** What is expected **
In the listing below, locate the lines that hold the string "page". Copy those lines.

** Stored data **
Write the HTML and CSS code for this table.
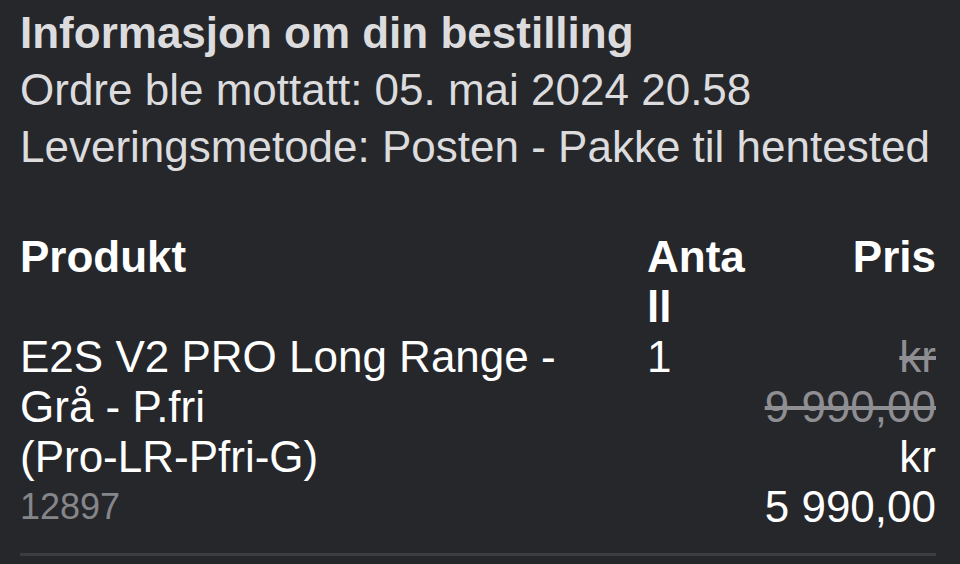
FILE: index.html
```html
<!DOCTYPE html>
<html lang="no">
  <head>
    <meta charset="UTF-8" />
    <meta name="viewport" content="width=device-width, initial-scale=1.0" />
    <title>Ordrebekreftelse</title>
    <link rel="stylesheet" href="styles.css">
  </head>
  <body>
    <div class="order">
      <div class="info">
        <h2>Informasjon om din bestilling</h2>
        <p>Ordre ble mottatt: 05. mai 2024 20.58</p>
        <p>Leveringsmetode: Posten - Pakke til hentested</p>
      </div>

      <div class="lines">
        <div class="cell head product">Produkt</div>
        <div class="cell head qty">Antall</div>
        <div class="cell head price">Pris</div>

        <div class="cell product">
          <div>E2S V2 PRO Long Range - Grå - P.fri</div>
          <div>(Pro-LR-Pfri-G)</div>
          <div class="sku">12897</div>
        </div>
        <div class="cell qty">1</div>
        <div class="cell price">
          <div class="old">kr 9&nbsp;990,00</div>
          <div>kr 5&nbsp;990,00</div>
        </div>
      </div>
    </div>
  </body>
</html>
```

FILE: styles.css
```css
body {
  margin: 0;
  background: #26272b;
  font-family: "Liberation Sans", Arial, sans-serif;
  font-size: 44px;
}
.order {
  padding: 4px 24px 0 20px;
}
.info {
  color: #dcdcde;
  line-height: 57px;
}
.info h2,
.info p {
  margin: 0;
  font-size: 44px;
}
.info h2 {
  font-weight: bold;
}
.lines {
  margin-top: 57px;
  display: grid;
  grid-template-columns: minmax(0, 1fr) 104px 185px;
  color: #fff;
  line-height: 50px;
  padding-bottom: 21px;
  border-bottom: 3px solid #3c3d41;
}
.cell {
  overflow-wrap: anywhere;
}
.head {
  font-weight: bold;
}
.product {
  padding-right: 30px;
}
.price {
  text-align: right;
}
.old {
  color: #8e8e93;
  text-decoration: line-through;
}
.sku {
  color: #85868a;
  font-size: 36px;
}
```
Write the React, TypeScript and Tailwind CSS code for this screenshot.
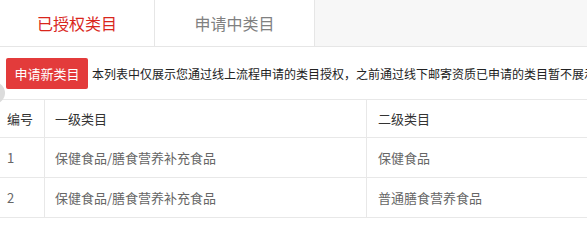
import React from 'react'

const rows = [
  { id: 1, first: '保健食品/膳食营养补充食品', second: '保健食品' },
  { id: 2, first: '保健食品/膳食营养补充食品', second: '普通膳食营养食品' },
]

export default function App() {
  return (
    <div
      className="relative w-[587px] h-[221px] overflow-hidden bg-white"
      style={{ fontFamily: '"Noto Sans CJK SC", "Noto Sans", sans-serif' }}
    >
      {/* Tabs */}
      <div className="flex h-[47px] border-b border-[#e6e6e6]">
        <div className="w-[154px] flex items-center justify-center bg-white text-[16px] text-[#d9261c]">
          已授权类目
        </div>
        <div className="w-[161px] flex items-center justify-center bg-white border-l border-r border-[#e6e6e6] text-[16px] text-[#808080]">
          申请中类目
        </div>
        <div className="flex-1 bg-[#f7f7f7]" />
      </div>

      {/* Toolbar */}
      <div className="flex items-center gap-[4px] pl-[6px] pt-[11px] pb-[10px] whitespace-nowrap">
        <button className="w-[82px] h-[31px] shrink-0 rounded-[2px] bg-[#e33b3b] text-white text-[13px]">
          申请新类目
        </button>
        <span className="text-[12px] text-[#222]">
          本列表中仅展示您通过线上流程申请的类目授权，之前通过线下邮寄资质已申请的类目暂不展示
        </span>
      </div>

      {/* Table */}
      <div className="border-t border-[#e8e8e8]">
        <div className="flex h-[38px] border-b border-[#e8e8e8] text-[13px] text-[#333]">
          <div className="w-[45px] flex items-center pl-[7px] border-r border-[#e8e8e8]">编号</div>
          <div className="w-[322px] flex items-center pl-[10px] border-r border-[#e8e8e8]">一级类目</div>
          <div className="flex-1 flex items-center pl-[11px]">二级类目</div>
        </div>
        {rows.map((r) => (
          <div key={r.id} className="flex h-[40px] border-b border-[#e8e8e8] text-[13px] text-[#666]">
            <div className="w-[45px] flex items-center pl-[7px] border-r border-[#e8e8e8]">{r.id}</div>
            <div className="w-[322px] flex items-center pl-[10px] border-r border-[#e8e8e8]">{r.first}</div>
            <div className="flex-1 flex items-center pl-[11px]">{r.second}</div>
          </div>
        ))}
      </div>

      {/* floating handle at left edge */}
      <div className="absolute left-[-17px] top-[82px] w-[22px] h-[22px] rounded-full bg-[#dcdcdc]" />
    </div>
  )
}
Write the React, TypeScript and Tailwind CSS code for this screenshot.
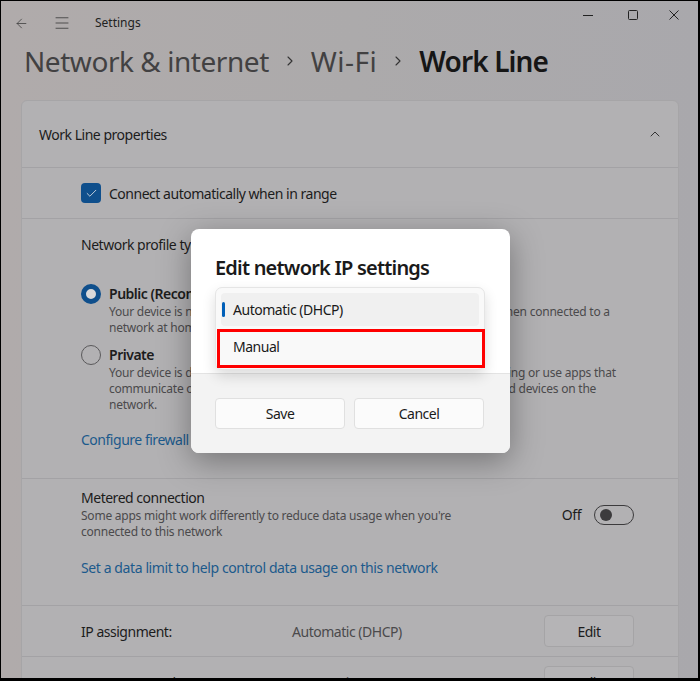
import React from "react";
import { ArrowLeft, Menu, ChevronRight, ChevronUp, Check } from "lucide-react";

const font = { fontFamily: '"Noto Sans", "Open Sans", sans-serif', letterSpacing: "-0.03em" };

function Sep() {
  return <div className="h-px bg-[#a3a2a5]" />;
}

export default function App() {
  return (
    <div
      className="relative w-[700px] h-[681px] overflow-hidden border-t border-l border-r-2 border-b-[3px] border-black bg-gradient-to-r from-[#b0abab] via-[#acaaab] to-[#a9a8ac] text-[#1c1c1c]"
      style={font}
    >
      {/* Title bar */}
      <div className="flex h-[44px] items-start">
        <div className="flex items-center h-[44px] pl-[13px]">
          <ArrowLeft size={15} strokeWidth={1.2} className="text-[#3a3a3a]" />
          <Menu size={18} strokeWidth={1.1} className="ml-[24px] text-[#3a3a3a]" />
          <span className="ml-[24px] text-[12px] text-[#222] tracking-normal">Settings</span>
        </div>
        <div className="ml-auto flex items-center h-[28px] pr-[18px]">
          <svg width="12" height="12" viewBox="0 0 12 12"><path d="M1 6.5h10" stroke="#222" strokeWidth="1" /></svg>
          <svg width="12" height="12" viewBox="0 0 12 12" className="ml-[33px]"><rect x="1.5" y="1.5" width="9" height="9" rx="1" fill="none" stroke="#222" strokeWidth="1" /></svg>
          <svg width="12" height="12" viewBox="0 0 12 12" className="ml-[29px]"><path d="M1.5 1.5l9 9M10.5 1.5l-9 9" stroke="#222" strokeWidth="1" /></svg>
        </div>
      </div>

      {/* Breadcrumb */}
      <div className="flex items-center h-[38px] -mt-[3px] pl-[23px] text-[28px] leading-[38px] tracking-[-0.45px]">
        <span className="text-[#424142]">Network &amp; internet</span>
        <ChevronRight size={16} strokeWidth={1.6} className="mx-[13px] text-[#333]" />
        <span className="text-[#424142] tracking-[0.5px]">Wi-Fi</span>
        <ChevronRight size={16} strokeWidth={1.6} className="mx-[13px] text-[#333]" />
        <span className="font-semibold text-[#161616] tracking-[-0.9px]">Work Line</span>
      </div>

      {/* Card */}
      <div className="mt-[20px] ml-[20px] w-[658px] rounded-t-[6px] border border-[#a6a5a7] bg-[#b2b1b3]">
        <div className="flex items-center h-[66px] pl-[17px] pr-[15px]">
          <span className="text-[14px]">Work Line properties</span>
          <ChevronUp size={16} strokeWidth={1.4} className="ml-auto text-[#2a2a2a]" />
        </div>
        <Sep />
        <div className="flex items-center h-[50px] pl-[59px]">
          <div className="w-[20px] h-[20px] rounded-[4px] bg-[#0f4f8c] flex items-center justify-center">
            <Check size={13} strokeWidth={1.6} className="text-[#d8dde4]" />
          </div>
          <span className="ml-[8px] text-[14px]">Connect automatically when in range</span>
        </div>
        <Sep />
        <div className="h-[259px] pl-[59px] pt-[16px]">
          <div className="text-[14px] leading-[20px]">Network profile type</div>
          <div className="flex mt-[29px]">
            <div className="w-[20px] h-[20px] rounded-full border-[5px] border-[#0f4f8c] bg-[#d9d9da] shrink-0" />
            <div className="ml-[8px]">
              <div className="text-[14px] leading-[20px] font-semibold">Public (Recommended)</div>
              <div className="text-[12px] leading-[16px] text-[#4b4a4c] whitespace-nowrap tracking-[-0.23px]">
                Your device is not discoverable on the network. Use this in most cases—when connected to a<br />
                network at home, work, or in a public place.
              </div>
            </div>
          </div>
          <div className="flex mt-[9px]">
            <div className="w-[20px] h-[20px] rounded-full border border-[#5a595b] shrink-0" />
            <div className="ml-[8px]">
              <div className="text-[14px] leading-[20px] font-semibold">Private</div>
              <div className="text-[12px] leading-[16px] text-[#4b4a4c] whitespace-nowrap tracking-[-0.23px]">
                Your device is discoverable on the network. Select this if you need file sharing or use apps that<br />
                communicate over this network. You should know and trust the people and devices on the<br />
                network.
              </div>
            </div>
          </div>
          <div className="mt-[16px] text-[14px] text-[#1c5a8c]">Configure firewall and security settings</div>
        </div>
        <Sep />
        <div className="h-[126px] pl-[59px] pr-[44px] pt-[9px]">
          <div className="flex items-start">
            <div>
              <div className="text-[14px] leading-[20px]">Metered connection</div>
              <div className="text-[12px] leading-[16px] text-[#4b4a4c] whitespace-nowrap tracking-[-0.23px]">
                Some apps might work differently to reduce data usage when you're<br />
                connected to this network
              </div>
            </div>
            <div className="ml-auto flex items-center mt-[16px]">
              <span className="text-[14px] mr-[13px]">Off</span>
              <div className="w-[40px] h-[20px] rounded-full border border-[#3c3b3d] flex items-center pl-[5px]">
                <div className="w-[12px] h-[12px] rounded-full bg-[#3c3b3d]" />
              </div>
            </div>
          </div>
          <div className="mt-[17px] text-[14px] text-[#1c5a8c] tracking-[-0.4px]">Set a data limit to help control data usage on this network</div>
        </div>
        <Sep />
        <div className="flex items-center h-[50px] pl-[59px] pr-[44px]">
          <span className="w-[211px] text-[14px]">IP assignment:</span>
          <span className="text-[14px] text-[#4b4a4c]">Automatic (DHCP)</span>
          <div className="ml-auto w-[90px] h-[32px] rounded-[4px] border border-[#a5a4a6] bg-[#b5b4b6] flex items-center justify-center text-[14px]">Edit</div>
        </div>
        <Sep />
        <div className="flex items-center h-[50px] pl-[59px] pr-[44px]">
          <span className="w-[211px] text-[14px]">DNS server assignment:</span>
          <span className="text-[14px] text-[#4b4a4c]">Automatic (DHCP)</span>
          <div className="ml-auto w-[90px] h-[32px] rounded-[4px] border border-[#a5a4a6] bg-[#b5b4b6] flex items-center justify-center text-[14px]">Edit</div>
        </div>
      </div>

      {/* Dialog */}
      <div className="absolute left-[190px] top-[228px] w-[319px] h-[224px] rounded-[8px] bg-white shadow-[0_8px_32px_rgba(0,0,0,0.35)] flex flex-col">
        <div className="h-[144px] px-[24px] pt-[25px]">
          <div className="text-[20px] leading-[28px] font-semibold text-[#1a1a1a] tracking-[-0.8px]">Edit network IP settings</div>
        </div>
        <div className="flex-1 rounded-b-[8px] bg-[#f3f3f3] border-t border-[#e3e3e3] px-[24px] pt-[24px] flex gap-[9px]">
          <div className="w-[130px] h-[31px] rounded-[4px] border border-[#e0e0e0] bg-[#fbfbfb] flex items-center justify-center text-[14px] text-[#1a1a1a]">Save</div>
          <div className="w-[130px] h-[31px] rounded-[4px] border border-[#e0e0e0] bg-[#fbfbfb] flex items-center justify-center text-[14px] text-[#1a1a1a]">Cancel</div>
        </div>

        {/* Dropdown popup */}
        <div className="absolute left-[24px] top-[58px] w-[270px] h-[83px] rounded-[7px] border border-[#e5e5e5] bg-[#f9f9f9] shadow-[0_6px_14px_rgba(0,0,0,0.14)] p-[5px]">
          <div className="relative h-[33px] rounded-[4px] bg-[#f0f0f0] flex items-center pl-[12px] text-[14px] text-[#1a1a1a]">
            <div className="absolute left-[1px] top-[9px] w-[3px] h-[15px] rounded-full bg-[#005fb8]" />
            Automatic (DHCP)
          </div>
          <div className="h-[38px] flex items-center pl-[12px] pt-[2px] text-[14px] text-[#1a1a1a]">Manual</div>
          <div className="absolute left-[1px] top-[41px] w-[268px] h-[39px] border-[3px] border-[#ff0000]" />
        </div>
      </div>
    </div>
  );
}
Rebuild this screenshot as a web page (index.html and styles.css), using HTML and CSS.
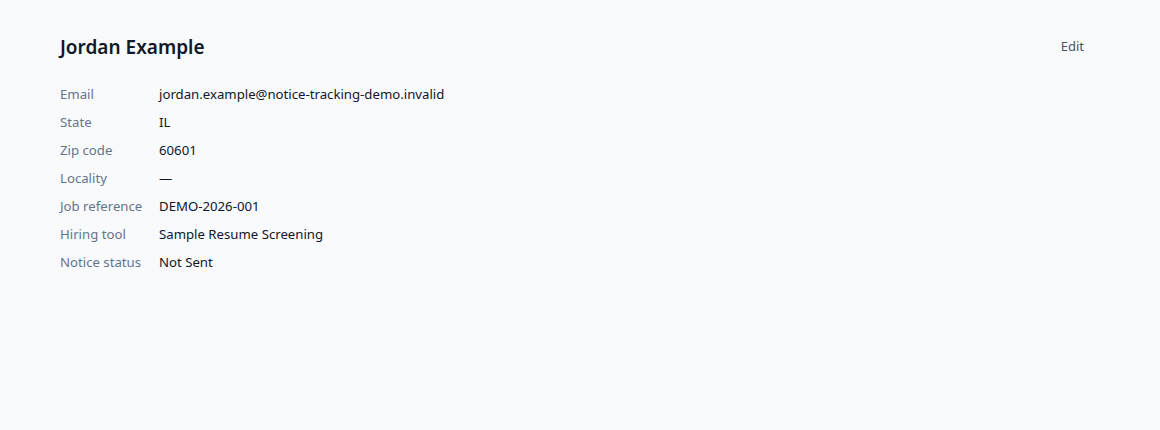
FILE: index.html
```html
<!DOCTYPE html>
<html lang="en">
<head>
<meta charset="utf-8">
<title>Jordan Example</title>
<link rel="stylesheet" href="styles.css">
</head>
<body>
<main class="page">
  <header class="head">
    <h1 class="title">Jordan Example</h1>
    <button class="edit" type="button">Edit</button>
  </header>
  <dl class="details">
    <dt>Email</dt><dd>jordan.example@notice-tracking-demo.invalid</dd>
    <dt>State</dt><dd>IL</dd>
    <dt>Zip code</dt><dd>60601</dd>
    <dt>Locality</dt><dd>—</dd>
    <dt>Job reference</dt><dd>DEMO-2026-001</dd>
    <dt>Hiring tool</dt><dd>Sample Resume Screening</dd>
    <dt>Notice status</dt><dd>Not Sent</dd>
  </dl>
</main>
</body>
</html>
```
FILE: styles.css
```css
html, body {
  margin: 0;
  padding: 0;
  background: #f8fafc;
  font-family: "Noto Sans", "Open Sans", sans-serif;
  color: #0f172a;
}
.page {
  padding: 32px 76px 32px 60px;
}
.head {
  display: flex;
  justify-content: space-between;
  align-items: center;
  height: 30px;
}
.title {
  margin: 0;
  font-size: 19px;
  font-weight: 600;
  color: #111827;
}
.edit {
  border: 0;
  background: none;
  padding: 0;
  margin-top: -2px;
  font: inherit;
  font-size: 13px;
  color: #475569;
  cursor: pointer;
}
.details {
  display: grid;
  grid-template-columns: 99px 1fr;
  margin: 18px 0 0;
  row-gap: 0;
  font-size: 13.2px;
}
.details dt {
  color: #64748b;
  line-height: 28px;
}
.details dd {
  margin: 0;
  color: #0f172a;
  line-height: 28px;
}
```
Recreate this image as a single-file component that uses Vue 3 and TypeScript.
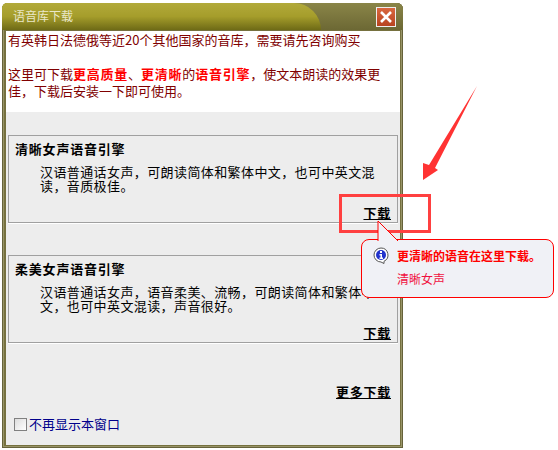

** Output **
Rebuild this screenshot as a web page (index.html and styles.css), using HTML and CSS.
<main class="page">
.page {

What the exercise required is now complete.